In real-world terms, of course, academics and student life are more important than a basketball game. But both schools also understand the money and prestige at stake in sports. Inherent in that is the need to catch up to the school 80 minutes down Interstate 70, which is at least part of why K-State built that basketball practice facility and KU has spent so much money on football infrastructure and (over)paying its football coaches.
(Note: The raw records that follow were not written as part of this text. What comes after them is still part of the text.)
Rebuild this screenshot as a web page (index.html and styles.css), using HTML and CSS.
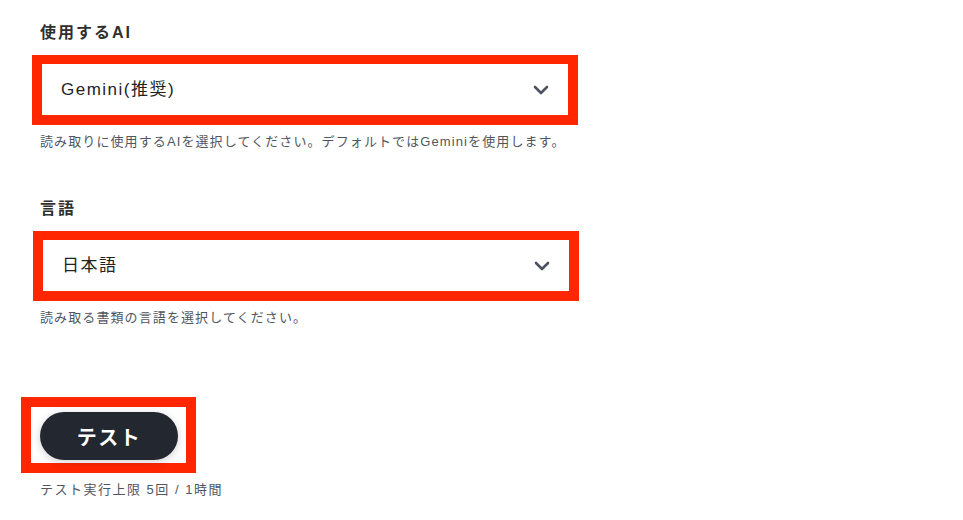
FILE: index.html
```html
<!DOCTYPE html>
<html lang="ja">
<head>
    <meta charset="UTF-8">
    <meta name="viewport" content="width=device-width, initial-scale=1.0">
    <title>読み取り設定</title>
    <link rel="stylesheet" href="styles.css">
</head>
<body>
    <div class="container">
        <!-- 使用するAI -->
        <div class="field">
            <label class="field-label" for="aiSelect">使用するAI</label>
            <div class="select-box">
                <select id="aiSelect" class="select">
                    <option>Gemini(推奨)</option>
                    <option>ChatGPT</option>
                </select>
                <svg class="chevron" width="16" height="10" viewBox="0 0 16 10">
                    <path d="M2 2 L8 8 L14 2" fill="none" stroke="#4b5360" stroke-width="2.6" stroke-linecap="round" stroke-linejoin="round"/>
                </svg>
            </div>
            <p class="help">読み取りに使用するAIを選択してください。デフォルトではGeminiを使用します。</p>
        </div>

        <!-- 言語 -->
        <div class="field field-lang">
            <label class="field-label" for="langSelect">言語</label>
            <div class="select-box">
                <select id="langSelect" class="select">
                    <option>日本語</option>
                    <option>English</option>
                </select>
                <svg class="chevron" width="16" height="10" viewBox="0 0 16 10">
                    <path d="M2 2 L8 8 L14 2" fill="none" stroke="#4b5360" stroke-width="2.6" stroke-linecap="round" stroke-linejoin="round"/>
                </svg>
            </div>
            <p class="help">読み取る書類の言語を選択してください。</p>
        </div>

        <!-- テスト -->
        <div class="test-area">
            <div class="button-box">
                <button class="btn-test">テスト</button>
            </div>
            <p class="limit">テスト実行上限 5回 / 1時間</p>
        </div>
    </div>
</body>
</html>
```

FILE: styles.css
```css
body {
    margin: 0;
    font-family: "Liberation Sans", "Noto Sans CJK JP", sans-serif;
    color: #2b2b2b;
    background: #fff;
}
.container {
    padding: 21px 0 0 40px;
}
.field-label {
    display: block;
    font-size: 16px;
    line-height: 24px;
    font-weight: 600;
    letter-spacing: 2px;
    color: #2f2f2f;
}
.select-box {
    position: relative;
    width: 526px;
    height: 51px;
    margin: 10px 0 0 -8px;
    border: 10px solid #ff2600;
    border-top-width: 9px;
    background: #fff;
}
.select {
    appearance: none;
    -webkit-appearance: none;
    width: 100%;
    height: 100%;
    border: none;
    background: transparent;
    padding: 0 0 0 19px;
    font-family: "Liberation Sans", "Noto Sans CJK JP", sans-serif;
    font-size: 17px;
    letter-spacing: 1.5px;
    color: #222;
    outline: none;
}
.chevron {
    position: absolute;
    right: 19px;
    top: 21px;
    pointer-events: none;
}
.help {
    margin: 8px 0 0;
    font-size: 13px;
    line-height: 18px;
    letter-spacing: 1.1px;
    color: #50565e;
}
.field-lang {
    margin-top: 46px;
}
.field-lang .select-box {
    margin-left: -7px;
}
.test-area {
    margin-top: 70px;
}
.button-box {
    display: inline-block;
    margin-left: -19px;
    border: 10px solid #ff2600;
    padding: 5px 8px 3px 9px;
    background: #fff;
}
.btn-test {
    display: block;
    width: 138px;
    height: 48px;
    border: none;
    border-radius: 24px;
    background: #23272f;
    color: #fff;
    font-family: "Liberation Sans", "Noto Sans CJK JP", sans-serif;
    font-size: 20px;
    font-weight: 700;
    letter-spacing: 1.5px;
    box-shadow: 0 2px 8px rgba(0, 0, 0, 0.18);
    cursor: pointer;
}
.limit {
    margin: 8px 0 0;
    font-size: 13px;
    line-height: 18px;
    letter-spacing: 1.5px;
    color: #50565e;
}
```
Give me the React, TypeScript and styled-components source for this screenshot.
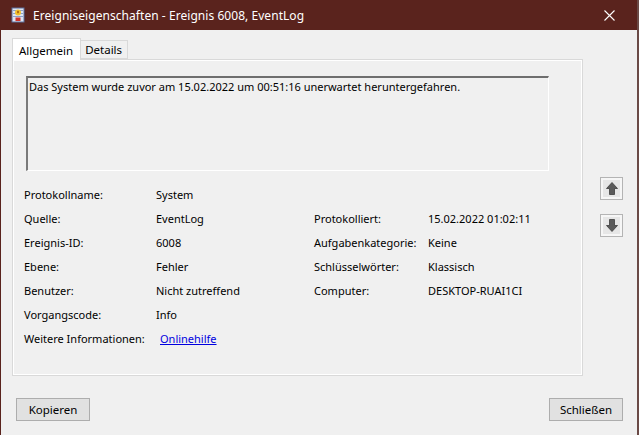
import styled, { createGlobalStyle } from 'styled-components';

const GlobalStyle = createGlobalStyle`
  html, body {
    margin: 0;
    padding: 0;
    background: #f0f0f0;
  }
  body {
    font-family: "Segoe UI", "Noto Sans", "Liberation Sans", sans-serif;
    font-size: 11px;
    color: #000;
  }
`;

const maroon = '#5a231d';

type Field = { label: string; value: string; link?: boolean };

const leftFields: Field[] = [
  { label: 'Protokollname:', value: 'System' },
  { label: 'Quelle:', value: 'EventLog' },
  { label: 'Ereignis-ID:', value: '6008' },
  { label: 'Ebene:', value: 'Fehler' },
  { label: 'Benutzer:', value: 'Nicht zutreffend' },
  { label: 'Vorgangscode:', value: 'Info' },
  { label: 'Weitere Informationen:', value: 'Onlinehilfe', link: true },
];

const rightFields: (Field | null)[] = [
  null,
  { label: 'Protokolliert:', value: '15.02.2022 01:02:11' },
  { label: 'Aufgabenkategorie:', value: 'Keine' },
  { label: 'Schlüsselwörter:', value: 'Klassisch' },
  { label: 'Computer:', value: 'DESKTOP-RUAI1CI' },
  null,
  null,
];

function WindowIcon() {
  return (
    <svg width="14" height="16" viewBox="0 0 14 16">
      <rect x="1" y="1" width="12" height="14" fill="#dfe6f3" stroke="#5b6f9c" />
      <rect x="2" y="3" width="10" height="1" fill="#8ba0c8" />
      <rect x="2" y="6" width="10" height="1" fill="#8ba0c8" />
      <rect x="2" y="9" width="10" height="1" fill="#8ba0c8" />
      <circle cx="7" cy="5.5" r="3" fill="#f2c230" />
      <rect x="6.4" y="3.8" width="1.2" height="2.4" fill="#8a3a00" />
      <rect x="4.5" y="10.5" width="5" height="3.5" fill="#d0342c" />
    </svg>
  );
}

function CloseIcon() {
  return (
    <svg width="11" height="11" viewBox="0 0 11 11">
      <path d="M0.5 0.5 L10.5 10.5 M10.5 0.5 L0.5 10.5" stroke="#fff" strokeWidth="1.1" />
    </svg>
  );
}

function ArrowIcon({ down }: { down?: boolean }) {
  return (
    <svg width="12" height="13" viewBox="0 0 12 13" style={down ? { transform: 'rotate(180deg)' } : undefined}>
      <path d="M6 0.5 L11.5 6.5 L8.5 6.5 L8.5 12.5 L3.5 12.5 L3.5 6.5 L0.5 6.5 Z" fill="#5a5a5a" stroke="#3c3c3c" strokeWidth="0.8" />
    </svg>
  );
}

export default function App() {
  return (
    <>
      <GlobalStyle />
      <Window>
        <TitleBar>
          <TitleLeft>
            <WindowIcon />
            <Title>Ereigniseigenschaften - Ereignis 6008, EventLog</Title>
          </TitleLeft>
          <CloseButton>
            <CloseIcon />
          </CloseButton>
        </TitleBar>
        <Body>
          <Main>
            <TabArea>
              <TabStrip>
                <Tab active>Allgemein</Tab>
                <Tab>Details</Tab>
              </TabStrip>
              <Panel>
                <Description>
                  Das System wurde zuvor am 15.02.2022 um 00:51:16 unerwartet heruntergefahren.
                </Description>
                <FieldGrid>
                  {leftFields.map((f, i) => {
                    const r = rightFields[i];
                    return (
                      <Row key={f.label}>
                        <Label>{f.label}</Label>
                        {f.link ? <Link>{f.value}</Link> : <Value>{f.value}</Value>}
                        <Label>{r ? r.label : ''}</Label>
                        <Value>{r ? r.value : ''}</Value>
                      </Row>
                    );
                  })}
                </FieldGrid>
              </Panel>
            </TabArea>
            <SideButtons>
              <ArrowButton>
                <ArrowIcon />
              </ArrowButton>
              <ArrowButton>
                <ArrowIcon down />
              </ArrowButton>
            </SideButtons>
          </Main>
          <Footer>
            <PushButton>Kopieren</PushButton>
            <PushButton>Schließen</PushButton>
          </Footer>
        </Body>
      </Window>
    </>
  );
}

const Window = styled.div`
  width: 639px;
  height: 435px;
  box-sizing: border-box;
  border-left: 1px solid ${maroon};
  border-right: 2px solid #6a4a46;
  background: #f0f0f0;
  display: flex;
  flex-direction: column;
  overflow: hidden;
`;

const TitleBar = styled.div`
  height: 30px;
  flex: none;
  background: ${maroon};
  display: flex;
  align-items: center;
  justify-content: space-between;
`;

const TitleLeft = styled.div`
  display: flex;
  align-items: center;
  gap: 8px;
  padding-left: 10px;
`;

const Title = styled.span`
  color: #fff;
  font-size: 12px;
  letter-spacing: 0.05px;
`;

const CloseButton = styled.div`
  width: 46px;
  height: 30px;
  display: flex;
  align-items: center;
  justify-content: center;
  margin-right: 5px;
`;

const Body = styled.div`
  flex: 1;
  display: flex;
  flex-direction: column;
  padding: 8px 12px 0 11px;
`;

const Main = styled.div`
  display: flex;
`;

const TabArea = styled.div`
  width: 571px;
  display: flex;
  flex-direction: column;
`;

const TabStrip = styled.div`
  display: flex;
  align-items: flex-end;
  height: 21px;
  position: relative;
  z-index: 1;
`;

const Tab = styled.div<{ active?: boolean }>`
  box-sizing: border-box;
  height: ${({ active }) => (active ? '22px' : '19px')};
  margin-bottom: ${({ active }) => (active ? '-1px' : '0')};
  padding: ${({ active }) => (active ? '2px 7px 0 6px' : '0 5px 0 4px')};
  background: ${({ active }) => (active ? '#ffffff' : '#f0f0f0')};
  border: 1px solid #d9d9d9;
  border-bottom: ${({ active }) => (active ? 'none' : '1px solid #d9d9d9')};
  border-left: ${({ active }) => (active ? '1px solid #d9d9d9' : 'none')};
  display: flex;
  align-items: center;
  font-size: 11.5px;
  line-height: 1;
`;

const Panel = styled.div`
  box-sizing: border-box;
  height: 317px;
  border: 1px solid #d9d9d9;
  box-shadow: inset 0 0 0 1px #ffffff;
  background: #f0f0f0;
  padding: 16px 11px 0 11px;
`;

const Description = styled.div`
  box-sizing: border-box;
  margin-left: 2px;
  width: 523px;
  height: 95px;
  border-top: 2px solid #6e6e6e;
  border-left: 2px solid #7a7a7a;
  border-right: 1px solid #ffffff;
  border-bottom: 1px solid #ffffff;
  background: #f0f0f0;
  padding: 1px 1px;
  font-size: 11px;
  line-height: 16px;
`;

const FieldGrid = styled.div`
  margin-top: 11px;
  display: flex;
  flex-direction: column;
`;

const Row = styled.div`
  display: grid;
  grid-template-columns: 132px 158px 114px 1fr;
  height: 24px;
  align-items: center;
`;

const Label = styled.span`
  font-size: 11px;
  white-space: nowrap;
`;

const Value = styled.span`
  font-size: 11px;
  white-space: nowrap;
`;

const Link = styled.span`
  font-size: 11px;
  color: #0000e0;
  text-decoration: underline;
  margin-left: 4px;
`;

const SideButtons = styled.div`
  display: flex;
  flex-direction: column;
  gap: 14px;
  padding: 139px 0 0 17px;
`;

const ArrowButton = styled.div`
  box-sizing: border-box;
  width: 23px;
  height: 23px;
  border: 1px solid #b4b4b4;
  background: #e6e6e6;
  box-shadow: inset 0 0 0 2px #f6f6f6;
  display: flex;
  align-items: center;
  justify-content: center;
`;

const Footer = styled.div`
  display: flex;
  justify-content: space-between;
  padding: 22px 2px 0 4px;
`;

const PushButton = styled.div`
  box-sizing: border-box;
  width: 74px;
  height: 23px;
  border: 1px solid #adadad;
  background: #e1e1e1;
  display: flex;
  align-items: center;
  justify-content: center;
  font-size: 11.5px;
`;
But until and unless those investments show up in competition, this remains a somewhat peculiar rivalry when compared with others nationally: most heated around academics, and decidedly one-sided in each of the two sports people care about most. It will simmer like that, then — ready to blow when the holds of power change, neither fan base pouring too much of their hearts into the games so long as the status quo maintains.
“In my career, I did a lot of K-State games and had many, many close K-State friends,” says Max Falkenstien, who broadcast 60 years of the rivalry on KU’s radio network. “Still do, too. We golf together. They put their K-State bag on the cart, I put my Jayhawk bag on the cart, and we take off and there we go together.”
Falkenstien is asked if he ever golfs with Missouri fans.
“No, never do,” he says. “Just doesn’t ever work out that way.”
You could do worse to describe the state of the Kansas-Kansas State rivalry. Friendly enough to golf together, competitive enough to take pride in dominating a sport, and devoid of the sort of outward and mutual hatred that always defined the KU-MU games.
“It’s about as intense as it can be,” Falkenstien says. “But it’s not as intense as when KU played Missouri.”